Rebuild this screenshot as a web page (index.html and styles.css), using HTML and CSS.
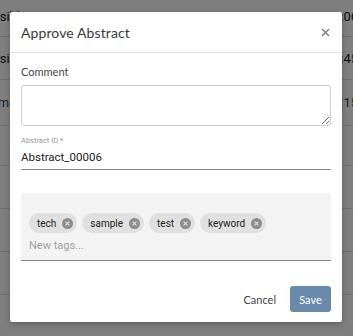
FILE: index.html
```html
<!DOCTYPE html>
<html>
<head>
<meta charset="utf-8">
<link rel="stylesheet" href="styles.css">
</head>
<body>
<div class="page">
  <div class="row r1"><span class="lt">Accessible</span><span class="rt">07/01/2024 11:06</span></div>
  <div class="row r2"><span class="lt">Accessible</span><span class="rt">07/01/2024 10:45</span></div>
  <div class="row r3"><span class="lt link">Minimal</span><span class="rt warn">07/01/2024 09:15</span></div>
  <div class="row r4"><span class="lt"></span><span class="rt"></span></div>
  <div class="row r5"><span class="lt"></span><span class="rt"></span></div>
  <div class="row r6"><span class="lt"></span><span class="rt"></span></div>
  <div class="row r7"><span class="lt"></span><span class="rt"></span></div>
</div>
<div class="overlay"></div>
<div class="modal">
  <div class="modal-header">
    <span class="title">Approve Abstract</span>
    <span class="close">
      <svg width="9" height="9" viewBox="0 0 9 9"><path d="M1 1L8 8M8 1L1 8" stroke="#777" stroke-width="1.3" fill="none"/></svg>
    </span>
  </div>
  <div class="modal-body">
    <label class="label">Comment</label>
    <textarea class="textarea"></textarea>
    <div class="field">
      <div class="field-label">Abstract ID *</div>
      <div class="field-value">Abstract_00006</div>
    </div>
    <div class="tags">
      <div class="chips">
        <span class="chip">tech<span class="chip-x"><svg width="11" height="11" viewBox="0 0 11 11"><circle cx="5.5" cy="5.5" r="5.5" fill="#8c8c8c"/><path d="M3.6 3.6L7.4 7.4M7.4 3.6L3.6 7.4" stroke="#e0e0e0" stroke-width="1.2"/></svg></span></span>
        <span class="chip">sample<span class="chip-x"><svg width="11" height="11" viewBox="0 0 11 11"><circle cx="5.5" cy="5.5" r="5.5" fill="#8c8c8c"/><path d="M3.6 3.6L7.4 7.4M7.4 3.6L3.6 7.4" stroke="#e0e0e0" stroke-width="1.2"/></svg></span></span>
        <span class="chip">test<span class="chip-x"><svg width="11" height="11" viewBox="0 0 11 11"><circle cx="5.5" cy="5.5" r="5.5" fill="#8c8c8c"/><path d="M3.6 3.6L7.4 7.4M7.4 3.6L3.6 7.4" stroke="#e0e0e0" stroke-width="1.2"/></svg></span></span>
        <span class="chip">keyword<span class="chip-x"><svg width="11" height="11" viewBox="0 0 11 11"><circle cx="5.5" cy="5.5" r="5.5" fill="#8c8c8c"/><path d="M3.6 3.6L7.4 7.4M7.4 3.6L3.6 7.4" stroke="#e0e0e0" stroke-width="1.2"/></svg></span></span>
      </div>
      <div class="new-tags">New tags...</div>
    </div>
  </div>
  <div class="modal-footer">
    <button class="btn-cancel">Cancel</button>
    <button class="btn-save">Save</button>
  </div>
</div>
</body>
</html>
```
FILE: styles.css
```css
* { box-sizing: border-box; }
html, body { margin: 0; padding: 0; }
body {
  width: 353px;
  height: 336px;
  overflow: hidden;
  background: #ffffff;
  font-family: "Lato", "Noto Sans", sans-serif;
  position: relative;
}
.page {
  display: flex;
  flex-direction: column;
}
.row {
  display: flex;
  justify-content: space-between;
  align-items: center;
  border-bottom: 1px solid #e0e0e0;
  font-family: "Roboto", sans-serif;
  font-size: 13px;
  color: #212121;
  white-space: nowrap;
  overflow: hidden;
}
.r1 { height: 37px; align-items: flex-start; }
.r1 .lt, .r1 .rt { margin-top: 9px; }
.r2 { height: 43px; }
.r3 { height: 46px; }
.r4 { height: 40px; }
.r5 { height: 43px; }
.r6 { height: 43px; }
.r7 { height: 43px; }
.lt { text-indent: -36px; }
.rt { margin-right: -5px; }
.link { color: #1a4c7a; text-indent: -27px; }
.warn { color: #5a3b00; }
.overlay {
  position: absolute;
  inset: 0;
  background: rgba(0, 0, 0, 0.5);
}
.modal {
  position: absolute;
  left: 10px;
  top: 12px;
  width: 332px;
  height: 310px;
  background: #ffffff;
  border-radius: 2px;
  box-shadow: 0 2px 6px rgba(0,0,0,0.25);
  display: flex;
  flex-direction: column;
}
.modal-header {
  height: 41px;
  display: flex;
  align-items: center;
  justify-content: space-between;
  padding: 0 11px 0 11px;
  border-bottom: 1px solid #e3e3e3;
}
.title {
  font-size: 14px;
  color: #3a3a3a;
  letter-spacing: 0.1px;
}
.close {
  display: flex;
  width: 10px;
  height: 10px;
  align-items: center;
  justify-content: center;
  margin-right: 1px;
}
.modal-body {
  padding: 12px 11px 0 11px;
  display: flex;
  flex-direction: column;
}
.label {
  font-size: 11px;
  color: #444444;
  line-height: 14px;
}
.textarea {
  margin-top: 6px;
  height: 41px;
  width: 310px;
  border: 1px solid #cfcfcf;
  border-radius: 3px;
  resize: vertical;
  font-family: inherit;
}
.field {
  margin-top: 10px;
  border-bottom: 1px solid #8a8a8a;
  width: 310px;
}
.field-label {
  font-family: "Roboto", sans-serif;
  font-size: 7.5px;
  color: #999999;
  line-height: 9px;
}
.field-value {
  margin-top: 5px;
  font-family: "Roboto", sans-serif;
  font-size: 11.5px;
  color: #222222;
  line-height: 15px;
  padding-bottom: 4px;
}
.tags {
  margin-top: 23px;
  width: 310px;
  height: 68px;
  background: #f3f3f3;
  border-radius: 3px 3px 0 0;
  border-bottom: 1px solid #8a8a8a;
  padding: 20px 8px 0 8px;
  font-family: "Roboto", sans-serif;
}
.chips {
  display: flex;
  gap: 5px;
}
.chip {
  display: inline-flex;
  align-items: center;
  height: 20px;
  padding: 0 4px 0 8px;
  border-radius: 10px;
  background: #e0e0e0;
  font-size: 10px;
  color: #222222;
}
.chip-x {
  display: inline-flex;
  margin-left: 6px;
}
.new-tags {
  margin-top: 6px;
  font-size: 11px;
  color: #a0a0a0;
  line-height: 14px;
}
.modal-footer {
  margin-top: auto;
  display: flex;
  justify-content: flex-end;
  align-items: center;
  padding: 0 11px 10px 11px;
  gap: 14px;
}
.btn-cancel {
  border: none;
  background: none;
  font-family: "Lato", sans-serif;
  font-size: 11px;
  color: #444444;
  padding: 0;
}
.btn-save {
  border: none;
  background: #6a8aab;
  color: #ffffff;
  font-family: "Lato", sans-serif;
  font-size: 11px;
  height: 26px;
  width: 41px;
  border-radius: 3px;
  padding: 0;
}
```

────────────────────────────────────────

Return the material exactly as given, apart from the pictures.

> CORRECT ANSWER
Rebuild this screenshot as a web page (index.html and styles.css), using HTML and CSS.
FILE: index.html
```html
<!DOCTYPE html>
<html>
<head>
<meta charset="utf-8">
<link rel="stylesheet" href="styles.css">
</head>
<body>
<div class="page">
  <div class="row r1"><span class="lt">Accessible</span><span class="rt">07/01/2024 11:06</span></div>
  <div class="row r2"><span class="lt">Accessible</span><span class="rt">07/01/2024 10:45</span></div>
  <div class="row r3"><span class="lt link">Minimal</span><span class="rt warn">07/01/2024 09:15</span></div>
  <div class="row r4"><span class="lt"></span><span class="rt"></span></div>
  <div class="row r5"><span class="lt"></span><span class="rt"></span></div>
  <div class="row r6"><span class="lt"></span><span class="rt"></span></div>
  <div class="row r7"><span class="lt"></span><span class="rt"></span></div>
</div>
<div class="overlay"></div>
<div class="modal">
  <div class="modal-header">
    <span class="title">Approve Abstract</span>
    <span class="close">
      <svg width="9" height="9" viewBox="0 0 9 9"><path d="M1 1L8 8M8 1L1 8" stroke="#777" stroke-width="1.3" fill="none"/></svg>
    </span>
  </div>
  <div class="modal-body">
    <label class="label">Comment</label>
    <textarea class="textarea"></textarea>
    <div class="field">
      <div class="field-label">Abstract ID *</div>
      <div class="field-value">Abstract_00006</div>
    </div>
    <div class="tags">
      <div class="chips">
        <span class="chip">tech<span class="chip-x"><svg width="11" height="11" viewBox="0 0 11 11"><circle cx="5.5" cy="5.5" r="5.5" fill="#8c8c8c"/><path d="M3.6 3.6L7.4 7.4M7.4 3.6L3.6 7.4" stroke="#e0e0e0" stroke-width="1.2"/></svg></span></span>
        <span class="chip">sample<span class="chip-x"><svg width="11" height="11" viewBox="0 0 11 11"><circle cx="5.5" cy="5.5" r="5.5" fill="#8c8c8c"/><path d="M3.6 3.6L7.4 7.4M7.4 3.6L3.6 7.4" stroke="#e0e0e0" stroke-width="1.2"/></svg></span></span>
        <span class="chip">test<span class="chip-x"><svg width="11" height="11" viewBox="0 0 11 11"><circle cx="5.5" cy="5.5" r="5.5" fill="#8c8c8c"/><path d="M3.6 3.6L7.4 7.4M7.4 3.6L3.6 7.4" stroke="#e0e0e0" stroke-width="1.2"/></svg></span></span>
        <span class="chip">keyword<span class="chip-x"><svg width="11" height="11" viewBox="0 0 11 11"><circle cx="5.5" cy="5.5" r="5.5" fill="#8c8c8c"/><path d="M3.6 3.6L7.4 7.4M7.4 3.6L3.6 7.4" stroke="#e0e0e0" stroke-width="1.2"/></svg></span></span>
      </div>
      <div class="new-tags">New tags...</div>
    </div>
  </div>
  <div class="modal-footer">
    <button class="btn-cancel">Cancel</button>
    <button class="btn-save">Save</button>
  </div>
</div>
</body>
</html>
```
FILE: styles.css
```css
* { box-sizing: border-box; }
html, body { margin: 0; padding: 0; }
body {
  width: 353px;
  height: 336px;
  overflow: hidden;
  background: #ffffff;
  font-family: "Lato", "Noto Sans", sans-serif;
  position: relative;
}
.page {
  display: flex;
  flex-direction: column;
}
.row {
  display: flex;
  justify-content: space-between;
  align-items: center;
  border-bottom: 1px solid #e0e0e0;
  font-family: "Roboto", sans-serif;
  font-size: 13px;
  color: #212121;
  white-space: nowrap;
  overflow: hidden;
}
.r1 { height: 37px; align-items: flex-start; }
.r1 .lt, .r1 .rt { margin-top: 9px; }
.r2 { height: 43px; }
.r3 { height: 46px; }
.r4 { height: 40px; }
.r5 { height: 43px; }
.r6 { height: 43px; }
.r7 { height: 43px; }
.lt { text-indent: -36px; }
.rt { margin-right: -5px; }
.link { color: #1a4c7a; text-indent: -27px; }
.warn { color: #5a3b00; }
.overlay {
  position: absolute;
  inset: 0;
  background: rgba(0, 0, 0, 0.5);
}
.modal {
  position: absolute;
  left: 10px;
  top: 12px;
  width: 332px;
  height: 310px;
  background: #ffffff;
  border-radius: 2px;
  box-shadow: 0 2px 6px rgba(0,0,0,0.25);
  display: flex;
  flex-direction: column;
}
.modal-header {
  height: 41px;
  display: flex;
  align-items: center;
  justify-content: space-between;
  padding: 0 11px 0 11px;
  border-bottom: 1px solid #e3e3e3;
}
.title {
  font-size: 14px;
  color: #3a3a3a;
  letter-spacing: 0.1px;
}
.close {
  display: flex;
  width: 10px;
  height: 10px;
  align-items: center;
  justify-content: center;
  margin-right: 1px;
}
.modal-body {
  padding: 12px 11px 0 11px;
  display: flex;
  flex-direction: column;
}
.label {
  font-size: 11px;
  color: #444444;
  line-height: 14px;
}
.textarea {
  margin-top: 6px;
  height: 41px;
  width: 310px;
  border: 1px solid #cfcfcf;
  border-radius: 3px;
  resize: vertical;
  font-family: inherit;
}
.field {
  margin-top: 10px;
  border-bottom: 1px solid #8a8a8a;
  width: 310px;
}
.field-label {
  font-family: "Roboto", sans-serif;
  font-size: 7.5px;
  color: #999999;
  line-height: 9px;
}
.field-value {
  margin-top: 5px;
  font-family: "Roboto", sans-serif;
  font-size: 11.5px;
  color: #222222;
  line-height: 15px;
  padding-bottom: 4px;
}
.tags {
  margin-top: 23px;
  width: 310px;
  height: 68px;
  background: #f3f3f3;
  border-radius: 3px 3px 0 0;
  border-bottom: 1px solid #8a8a8a;
  padding: 20px 8px 0 8px;
  font-family: "Roboto", sans-serif;
}
.chips {
  display: flex;
  gap: 5px;
}
.chip {
  display: inline-flex;
  align-items: center;
  height: 20px;
  padding: 0 4px 0 8px;
  border-radius: 10px;
  background: #e0e0e0;
  font-size: 10px;
  color: #222222;
}
.chip-x {
  display: inline-flex;
  margin-left: 6px;
}
.new-tags {
  margin-top: 6px;
  font-size: 11px;
  color: #a0a0a0;
  line-height: 14px;
}
.modal-footer {
  margin-top: auto;
  display: flex;
  justify-content: flex-end;
  align-items: center;
  padding: 0 11px 10px 11px;
  gap: 14px;
}
.btn-cancel {
  border: none;
  background: none;
  font-family: "Lato", sans-serif;
  font-size: 11px;
  color: #444444;
  padding: 0;
}
.btn-save {
  border: none;
  background: #6a8aab;
  color: #ffffff;
  font-family: "Lato", sans-serif;
  font-size: 11px;
  height: 26px;
  width: 41px;
  border-radius: 3px;
  padding: 0;
}
```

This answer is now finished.